#1
I just moved from the US to Germany, and I am trying to find some step by step guidance on what I would need to do to modify my JCM2000 TSL100 head to accept european 220-240v 50/60hZ without blowing up

I am pretty stupid to electronics, but I have read that you have to open the head unit up, switch a couple wires to different posts, and then change out the fuse, but I was hoping to get more detailed instructions like "buy _________ and _________ from _________, switch it out by ___________, open head unit up by ___________, unsolder the _________ wire(s) and resolder to __________"
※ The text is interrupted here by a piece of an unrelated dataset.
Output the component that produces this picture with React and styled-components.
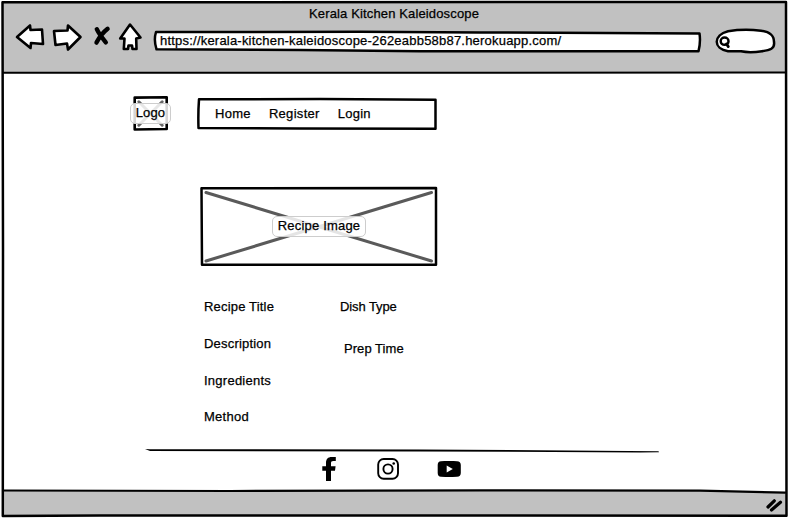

Also, how will I need to set the ohm switches on the back, and where do I plug the cabinet to and from? I don't recall, but I know there are a few choices as far as 8ohm and 4ohm? I know plugging the cabinet into the head unit seems simple, but I had it set up a few years ago and just left it alone, and it's been a few months since I disconnected everything so I don't recall where everything was plugged in and if it matters where to reconnect now that I am in a different country with different voltages. Its a 1960AV cabinet if that matters.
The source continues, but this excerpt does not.